Welcome to Comical Musings and thank you for your patronage.  Long time readers of the blog will know that a quality that we appreciate greatly in comics is “fun.”  Beating up protagonists serves it’s purpose and there are many compelling plot lines in comic-dom, but sometimes it’s good to just be a little whimsical.

We are at a place where many writers feel that they need to justify the “adult” audience for their books by taking a beloved character and having them process/avenge some injustice (murder, rape, slander) in every story arc.  For the most part, the days of Chris Claremont’s X-men baseball games have been numbered since sales success started requiring a body count.  Cartoon-y writers fit their niche, but don’t always find success.  Considering all of these facts, Wolverine and The X-men is an anomaly.

From it’s conception, the tales of the Jean Grey School Of Higher Learning have been “wacky.”  Look away now if you don’t want to spoil it, but the cast of characters has gone through invasion by evil children, sentient earth, alien pregnancy, and bamf-infestation.  These things are all handled lightly, with a dash of humor.  Jason Aaron, known for his darker entries into comic-dom really hits a home run by exposing his softer, more humorous side here.  The series has been a commercial and critical success and has delighted me since issue one.  But, this post is not about issue one, rather issue seventeen.

In 2001, Marvel comics was trucking along and making it’s money.  Widescreen comics were becoming a thing and Marvel was dominating the sales charts with tried and true titles, but the House of Ideas had other plans.  Although money was good, Marvel was looking to shake things up.  The Ultimates was in production, which would eventually become a powerhouse franchise within the brand.  They would even retcon the back story of their most popular character, Wolverine.  But the oddest choice was what was done with X-Force.

Low sales for X-Force spurred Marvel to change the title completely.  Michael Allred (Madman) and Peter Milligan (Hellblazer, Shade The Changing Man) proved to be unconventional choices that would not only resuscitate the title, but make it a spectacle.  Allred’s graphic art style and Milligan’s cynical take on the superhero genre proved to be the equivalent of an independent darling under Marvel’s own roof.  Characters died and irreverent humor ran rampant.  The title became interesting again and stands, even now, as a spectacle.  It was a gutsy decision that created something interesting.  You can’t ask for much more than that.

When the series was cancelled after becoming a brief spin-off called X-Statix, very few of the characters outlived the series.  They didn’t fit into the Marvel universe as sarcastic jokes with weird powers and self-serving attitudes.  We didn’t see much of Mr.
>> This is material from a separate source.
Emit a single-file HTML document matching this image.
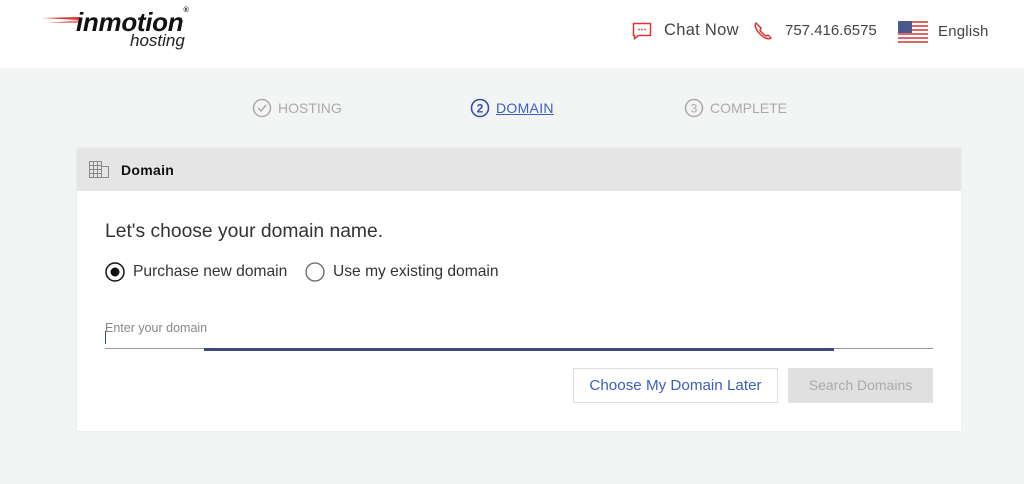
<!DOCTYPE html>
<html><head><meta charset="utf-8"><style>
*{margin:0;padding:0;box-sizing:border-box}
body{width:1024px;height:484px;overflow:hidden;font-family:"Liberation Sans",sans-serif;background:#f3f4f4;position:relative;color:#333}
.hdr{position:absolute;left:0;top:0;width:1024px;height:68px;background:#fff}
.abs{position:absolute;white-space:nowrap}
.card{position:absolute;left:77px;top:148px;width:884px;height:283px;background:#fff;box-shadow:0 0 3px rgba(0,0,0,.06)}
.ch{height:43px;background:#e5e5e5;position:relative}
</style></head><body>
<div class="hdr">
 <svg class="abs" style="left:42px;top:14px" width="40" height="14"><path d="M0 4 L38 3 L38 6 Z" fill="#d33"/><path d="M6 9 L38 6 L38 9Z" fill="#e88"/></svg>
 <div class="abs" style="left:76px;top:7px;font-size:26px;font-weight:bold;font-style:italic;color:#111;letter-spacing:-0.3px">inmotion<span style="font-size:7px;vertical-align:top">®</span></div>
 <div class="abs" style="left:130px;top:31px;font-size:17px;font-style:italic;color:#222">hosting</div>
 <svg class="abs" style="left:632px;top:22px" width="20" height="18"><path d="M1.5 1.5h17v12h-12l-4 3v-3h-1z" fill="none" stroke="#d33" stroke-width="1.5"/><circle cx="7" cy="7.5" r=".9" fill="#d33"/><circle cx="10" cy="7.5" r=".9" fill="#d33"/><circle cx="13" cy="7.5" r=".9" fill="#d33"/></svg>
 <div class="abs" style="left:664px;top:21px;font-size:16.5px;color:#444;letter-spacing:0.3px">Chat Now</div>
 <svg class="abs" style="left:753px;top:21px" width="20" height="20"><path d="M3 2c-2 2 0 7 4 11s9 6 11 4l-3-3-2 1c-2-1-5-4-6-6l1-2z" fill="none" stroke="#d33" stroke-width="1.5" stroke-linejoin="round"/></svg>
 <div class="abs" style="left:785px;top:22px;font-size:15px;color:#444">757.416.6575</div>
 <svg class="abs" style="left:898px;top:21px" width="30" height="22"><rect width="30" height="22" fill="#fff"/><g fill="#d66"><rect y="0" width="30" height="2"/><rect y="4" width="30" height="2"/><rect y="8" width="30" height="2"/><rect y="12" width="30" height="2"/><rect y="16" width="30" height="2"/><rect y="20" width="30" height="2"/></g><rect width="14" height="12" fill="#4a5a8a"/></svg>
 <div class="abs" style="left:938px;top:23px;font-size:15px;color:#444;letter-spacing:0.2px">English</div>
</div>
<svg class="abs" style="left:252px;top:98px" width="20" height="20"><circle cx="10" cy="10" r="8.5" fill="none" stroke="#aaa" stroke-width="1.5"/><path d="M6 10l3 3 5-6" fill="none" stroke="#aaa" stroke-width="1.5"/></svg>
<div class="abs" style="left:278px;top:100px;font-size:14px;color:#aaa">HOSTING</div>
<svg class="abs" style="left:470px;top:98px" width="20" height="20"><circle cx="10" cy="10" r="8.5" fill="none" stroke="#3a4fa0" stroke-width="1.6"/><text x="10" y="14.5" font-size="12" font-weight="bold" text-anchor="middle" fill="#3a4fa0" font-family="Liberation Sans">2</text></svg>
<div class="abs" style="left:496px;top:100px;font-size:14px;color:#3a5fc0;text-decoration:underline;letter-spacing:0.3px">DOMAIN</div>
<svg class="abs" style="left:684px;top:98px" width="20" height="20"><circle cx="10" cy="10" r="8.5" fill="none" stroke="#aaa" stroke-width="1.5"/><text x="10" y="14.5" font-size="12" text-anchor="middle" fill="#aaa" font-family="Liberation Sans">3</text></svg>
<div class="abs" style="left:710px;top:100px;font-size:14px;color:#aaa">COMPLETE</div>
<div class="card">
 <div class="ch">
  <svg class="abs" style="left:12px;top:13px" width="20" height="18"><g fill="none" stroke="#888" stroke-width="1"><rect x=".5" y=".5" width="12" height="16"/><rect x="12.5" y="5.5" width="7" height="11"/><path d="M.5 4.5h12M.5 8.5h12M.5 12.5h12M4.5 .5v16M8.5 .5v16"/></g></svg>
  <div class="abs" style="left:44px;top:14px;font-size:14px;font-weight:bold;color:#111;letter-spacing:0.3px">Domain</div>
 </div>
 <div class="abs" style="left:28px;top:73px;font-size:19.3px;color:#333">Let's choose your domain name.</div>
 <svg class="abs" style="left:28px;top:114px" width="20" height="20"><circle cx="10" cy="10" r="9" fill="none" stroke="#111" stroke-width="1.5"/><circle cx="10" cy="10" r="4.5" fill="#111"/></svg>
 <div class="abs" style="left:56px;top:115px;font-size:15.6px;color:#333">Purchase new domain</div>
 <svg class="abs" style="left:228px;top:114px" width="20" height="20"><circle cx="10" cy="10" r="9" fill="none" stroke="#666" stroke-width="1.3"/></svg>
 <div class="abs" style="left:256px;top:115px;font-size:15.6px;color:#333">Use my existing domain</div>
 <div class="abs" style="left:28px;top:173px;font-size:12.5px;color:#888">Enter your domain</div>
 <div class="abs" style="left:28px;top:183px;width:1px;height:13px;background:#3a4fa0"></div>
 <div class="abs" style="left:28px;top:200px;width:828px;height:1px;background:#999"></div>
 <div class="abs" style="left:127px;top:200px;width:630px;height:3px;background:#3d4a7a"></div>
 <div class="abs" style="left:496px;top:220px;width:205px;height:35px;border:1px solid #ddd;color:#3a5fc0;font-size:15.2px;text-align:center;line-height:33px">Choose My Domain Later</div>
 <div class="abs" style="left:711px;top:220px;width:145px;height:35px;background:#e0e0e0;color:#aaa;font-size:14px;text-align:center;line-height:35px">Search Domains</div>
</div>
</body></html>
Sensitive, U-Go Girl, or Phat after the series wrapped up, but one randomly endearing character lived on.

When The Jean Grey School For Higher Learning opened it’s doors in Wolverine and The X-Men, we saw many staff decisions that made plenty of sense.  Kitty Pride, Bobby Drake, Hank McCoy, and Rachel Summers all fit in to place as teachers to the high-powered next generation of mutants.  Even Toad fit in a janitorial role.  But, none of these staffers were as intriguing as Doop.

During the aforementioned renaissance of X-Force, Doop was a groundswell member of the team.  He was a weird, camera wielding, Slimer-lookalike with a past that was rumored to be dark and storied.  He had a side story with Wolverine in X-Force where it was suggested that they had a past together.  He speaks his own language, which some characters, inexplicably, understand.  He is a very silly concept in the very serious and continuity-laden Marvel universe.  Yet, Doop abides.
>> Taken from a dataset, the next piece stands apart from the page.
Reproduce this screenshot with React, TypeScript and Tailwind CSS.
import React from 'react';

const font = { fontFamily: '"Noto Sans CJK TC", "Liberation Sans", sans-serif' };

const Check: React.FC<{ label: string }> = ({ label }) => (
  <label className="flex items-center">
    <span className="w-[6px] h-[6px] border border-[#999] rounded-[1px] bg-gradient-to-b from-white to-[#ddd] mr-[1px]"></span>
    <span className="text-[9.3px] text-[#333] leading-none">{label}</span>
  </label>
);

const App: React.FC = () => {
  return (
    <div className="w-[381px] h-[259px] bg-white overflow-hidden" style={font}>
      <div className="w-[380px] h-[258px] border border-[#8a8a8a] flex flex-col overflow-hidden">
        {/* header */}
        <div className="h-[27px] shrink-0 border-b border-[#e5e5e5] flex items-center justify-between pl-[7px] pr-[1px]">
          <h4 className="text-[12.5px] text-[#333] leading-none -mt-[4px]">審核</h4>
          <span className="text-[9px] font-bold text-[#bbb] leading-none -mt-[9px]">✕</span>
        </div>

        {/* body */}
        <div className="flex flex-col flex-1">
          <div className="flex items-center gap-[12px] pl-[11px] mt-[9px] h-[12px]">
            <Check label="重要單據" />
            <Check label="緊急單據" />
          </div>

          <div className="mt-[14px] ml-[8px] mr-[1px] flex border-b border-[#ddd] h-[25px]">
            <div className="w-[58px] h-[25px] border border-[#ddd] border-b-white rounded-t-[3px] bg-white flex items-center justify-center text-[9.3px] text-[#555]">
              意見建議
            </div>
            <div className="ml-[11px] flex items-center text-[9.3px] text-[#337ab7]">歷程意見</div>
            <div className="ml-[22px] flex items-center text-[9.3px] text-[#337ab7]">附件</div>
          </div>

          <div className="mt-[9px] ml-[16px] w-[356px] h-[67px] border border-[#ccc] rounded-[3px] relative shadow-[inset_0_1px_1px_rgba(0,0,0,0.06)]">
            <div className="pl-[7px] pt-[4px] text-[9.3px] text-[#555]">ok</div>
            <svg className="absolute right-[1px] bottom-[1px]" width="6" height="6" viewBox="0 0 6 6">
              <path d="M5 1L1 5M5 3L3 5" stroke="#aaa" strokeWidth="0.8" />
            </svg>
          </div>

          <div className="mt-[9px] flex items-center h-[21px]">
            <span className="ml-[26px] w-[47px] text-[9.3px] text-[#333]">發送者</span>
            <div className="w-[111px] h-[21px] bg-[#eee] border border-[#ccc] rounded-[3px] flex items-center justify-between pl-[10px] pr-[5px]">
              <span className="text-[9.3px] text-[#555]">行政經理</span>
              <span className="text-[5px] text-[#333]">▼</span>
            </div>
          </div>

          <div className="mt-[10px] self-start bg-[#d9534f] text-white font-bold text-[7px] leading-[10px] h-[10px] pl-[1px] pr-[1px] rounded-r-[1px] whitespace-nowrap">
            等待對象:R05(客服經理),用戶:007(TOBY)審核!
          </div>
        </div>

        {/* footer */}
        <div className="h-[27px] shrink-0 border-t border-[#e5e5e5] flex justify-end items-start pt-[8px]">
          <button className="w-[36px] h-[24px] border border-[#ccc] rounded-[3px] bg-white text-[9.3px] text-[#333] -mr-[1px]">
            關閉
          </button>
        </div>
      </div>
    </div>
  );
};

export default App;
It makes perfect sense that he would be a staple at The Jean Grey School For Higher Learning.  Not in the sense that he fits a specific role, just in the sense that his madcap sensibilities fit in well there.  We have never really understood Doop’s purpose there outside of occasional substitute teaching, but issue number seventeen of Wolverine and The X-Men lays it out for us clear as mud.

Even The Devil Can’t Handle The Funk! Amen Pastor George Clinton!

Bringing Allred back to draw issue seventeen was a brilliant move as it reminds us of when we liked Doop in the first place.  Throughout issue seventeen, we follow along with the levitating green ball of goo while he thwarts the plans of Nazi bowlers, sleeps with the opposition, and time travels.  Through it all, we find out that Doop is indispensable to the efforts of the X-Men.  He is the “krazy” glue that holds the team together and through the hijinks contained in this issue, we learn that the character is in fact a perfect fit right where he is.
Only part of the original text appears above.